I just found out that this person has been having quite a spot of bother lately and probably could have used all the friendship he could get. I did not know this until I received an item in the mail from a family member of his indicating these facts.
My friend's home was open to me for a long time as a second home. More than once for a protracted period of time. It was not easy on his situation either time, though he allowed it mostly without issue.
In return, I decided to enforce convention in our relationship suddenly and without warning where no convention had previously existed. This sudden addition of rules and regulations that I applied unilaterally effectively ended our friendship. Actually it was more like turning my back on a brother, which I believe is a mortal sin in all but a few cases. In my case, a mortal sin.
I went so far as to ignore or rebuff two attempts from my friend to make amends. Because again, the efforts were not to my satisfaction. I was able to keep my anger and amplify it with self-righteousness.
But, the letter from the mailbox finally pushed me over. I sent my apology which I hope puts the matter at peace. I don't know if I will have a friend at the end of all this, but at least I confessed to my humanity and recognized my culpability.
So, what did we learn today, children? For one, when God is telling you something with that voice, that commanding voice and you ignore it... Well, you'll be sorry. Because for as powerful as God is, we as flawed humans seem to have an ignorance greater than the influence of God. Human ignorance is like God-kryptonite. Short of sending Sonny Corleone to beat me with the top of a trash can in the city streets, God could not have done more persuading that he did. I just did not listen.

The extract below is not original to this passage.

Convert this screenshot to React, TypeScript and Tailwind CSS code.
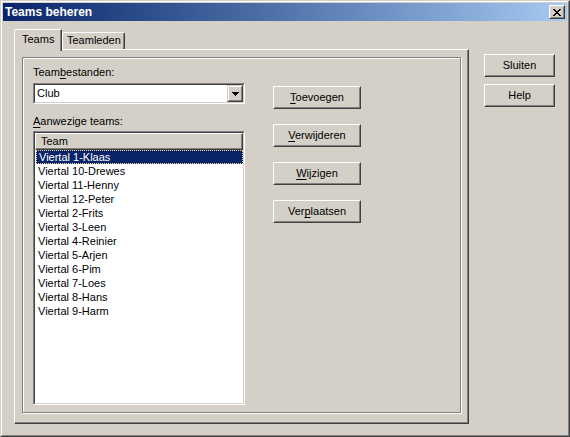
import React from "react";

const items = [
  "Viertal 1-Klaas",
  "Viertal 10-Drewes",
  "Viertal 11-Henny",
  "Viertal 12-Peter",
  "Viertal 2-Frits",
  "Viertal 3-Leen",
  "Viertal 4-Reinier",
  "Viertal 5-Arjen",
  "Viertal 6-Pim",
  "Viertal 7-Loes",
  "Viertal 8-Hans",
  "Viertal 9-Harm",
];

function Btn({ w, h, children }: { w: string; h: string; children: React.ReactNode }) {
  return (
    <div className={`${w} ${h} flex border border-t-white border-l-white border-r-[#404040] border-b-[#404040]`}>
      <div className="flex-1 flex items-center justify-center border border-t-[#d4d0c8] border-l-[#d4d0c8] border-r-[#808080] border-b-[#808080] leading-[13px]">
        {children}
      </div>
    </div>
  );
}

function U({ children }: { children: React.ReactNode }) {
  return <span className="underline underline-offset-[2px] decoration-[1px]">{children}</span>;
}

export default function App() {
  return (
    <div className="w-[570px] h-[437px] bg-[#d4d0c8] font-['Liberation_Sans',Arial,sans-serif] text-[11px] text-black leading-[13px] select-none">
      <div className="w-full h-full border border-t-[#d4d0c8] border-l-[#d4d0c8] border-r-[#404040] border-b-[#404040]">
        <div className="w-full h-full border border-t-white border-l-white border-r-[#808080] border-b-[#808080] p-px flex flex-col">
          {/* Title bar */}
          <div className="h-[18px] flex items-center justify-between bg-gradient-to-r from-[#0a246a] to-[#a6caf0] pl-[2px] pr-[2px]">
            <span className="text-white font-bold text-[12px] leading-[14px]">Teams beheren</span>
            <div className="w-[16px] h-[14px] flex border border-t-white border-l-white border-r-[#404040] border-b-[#404040] bg-[#d4d0c8]">
              <div className="flex-1 flex items-center justify-center border border-t-[#d4d0c8] border-l-[#d4d0c8] border-r-[#808080] border-b-[#808080]">
                <svg width="8" height="7" viewBox="0 0 8 7" shapeRendering="crispEdges">
                  <path d="M0 0h2v1H0zM6 0h2v1H6zM1 1h2v1H1zM5 1h2v1H5zM2 2h4v1H2zM3 3h2v1H3zM2 4h4v1H2zM1 5h2v1H1zM5 5h2v1H5zM0 6h2v1H0zM6 6h2v1H6z" fill="#000" />
                </svg>
              </div>
            </div>
          </div>

          {/* Content */}
          <div className="flex pl-[11px] pt-[8px]">
            {/* Tab control */}
            <div className="flex flex-col w-[455px]">
              <div className="flex items-start h-[20px]">
                <div className="relative z-10 w-[48px] h-[22px] bg-[#d4d0c8] flex border-l border-t border-r border-l-white border-t-white border-r-[#404040] rounded-tl-[2px]">
                  <div className="flex-1 border-r border-r-[#808080] pl-[7px] pt-[3px]">Teams</div>
                </div>
                <div className="mt-[3px] w-[63px] h-[17px] flex border-l border-t border-r border-l-white border-t-white border-r-[#404040] rounded-t-[2px]">
                  <div className="flex-1 border-r border-r-[#808080] pl-[4px] pt-[1px]">Teamleden</div>
                </div>
              </div>
              <div className="w-[455px] h-[375px] flex border border-t-white border-l-white border-r-[#404040] border-b-[#404040]">
                <div className="flex-1 border-r border-b border-r-[#808080] border-b-[#808080] pl-[7px] pt-[7px]">
                  {/* Group box */}
                  <div className="w-[439px] h-[356px] border border-[#808080] shadow-[inset_1px_1px_0_#fff,1px_1px_0_#fff] flex">
                    <div className="flex flex-col pl-[10px] pt-[8px] w-[222px]">
                      <div>
                        Team<U>b</U>estanden:
                      </div>
                      {/* Combo */}
                      <div className="mt-[4px] w-[212px] h-[21px] flex border border-t-[#808080] border-l-[#808080] border-r-white border-b-white">
                        <div className="flex-1 flex border border-t-[#404040] border-l-[#404040] border-r-[#d4d0c8] border-b-[#d4d0c8] bg-white">
                          <div className="flex-1 pl-[2px] pt-[2px]">Club</div>
                          <div className="w-[16px] h-[17px] bg-[#d4d0c8] flex border border-t-[#d4d0c8] border-l-[#d4d0c8] border-r-[#404040] border-b-[#404040]">
                            <div className="flex-1 flex items-center justify-center border border-t-white border-l-white border-r-[#808080] border-b-[#808080]">
                              <svg width="7" height="4" viewBox="0 0 7 4" shapeRendering="crispEdges">
                                <path d="M0 0h7v1H0zM1 1h5v1H1zM2 2h3v1H2zM3 3h1v1H3z" fill="#000" />
                              </svg>
                            </div>
                          </div>
                        </div>
                      </div>
                      <div className="mt-[11px]">
                        <U>A</U>anwezige teams:
                      </div>
                      {/* List view */}
                      <div className="mt-[3px] w-[212px] h-[274px] flex border border-t-[#808080] border-l-[#808080] border-r-white border-b-white">
                        <div className="flex-1 flex flex-col border border-t-[#404040] border-l-[#404040] border-r-[#d4d0c8] border-b-[#d4d0c8] bg-white">
                          <div className="h-[17px] flex border border-t-white border-l-white border-r-[#404040] border-b-[#404040] bg-[#d4d0c8]">
                            <div className="flex-1 border-r border-b border-r-[#808080] border-b-[#808080] pl-[5px] pt-[1px]">Team</div>
                          </div>
                          <div className="flex flex-col">
                            {items.map((t, i) =>
                              i === 0 ? (
                                <div key={t} className="h-[14px] ml-px bg-[#0a246a] text-white border border-dotted border-[#f5db95] pl-[2px] leading-[12px]">
                                  {t}
                                </div>
                              ) : (
                                <div key={t} className="h-[14px] pl-[3px] leading-[14px]">
                                  {t}
                                </div>
                              )
                            )}
                          </div>
                        </div>
                      </div>
                    </div>
                    <div className="flex flex-col gap-[15px] pt-[28px] ml-[28px]">
                      <Btn w="w-[88px]" h="h-[23px]">
                        <span><U>T</U>oevoegen</span>
                      </Btn>
                      <Btn w="w-[88px]" h="h-[23px]">
                        <span><U>V</U>erwijderen</span>
                      </Btn>
                      <Btn w="w-[88px]" h="h-[23px]">
                        <span><U>W</U>ijzigen</span>
                      </Btn>
                      <Btn w="w-[88px]" h="h-[23px]">
                        <span>Ver<U>p</U>laatsen</span>
                      </Btn>
                    </div>
                  </div>
                </div>
              </div>
            </div>

            {/* Right buttons */}
            <div className="ml-[15px] mt-[25px] flex flex-col gap-[7px]">
              <Btn w="w-[71px]" h="h-[23px]">Sluiten</Btn>
              <Btn w="w-[71px]" h="h-[23px]">Help</Btn>
            </div>
          </div>
        </div>
      </div>
    </div>
  );
}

In fact, I DID listen and I simply did not DO.
What else? Some relationships, like familial relationships defy the conventions that govern so many of our more casual relationships. Applying those rules to a relationship that has transcended that level is selfish and never positive. When you have those few people in your life who you love beyond measure, it is o.k. not to like them sometimes. But you must shake your head, count to 10, or 100 or 1,000 and go back in again for if you do not, you are the failure, not them.
Lastly, there is but limited time here on this Earth to master this thing called living. I personally believe we only get one chance. I am glad my time is not up yet, for I have a lot to learn.
Peace.
i admire your courage, and your honesty. thank you.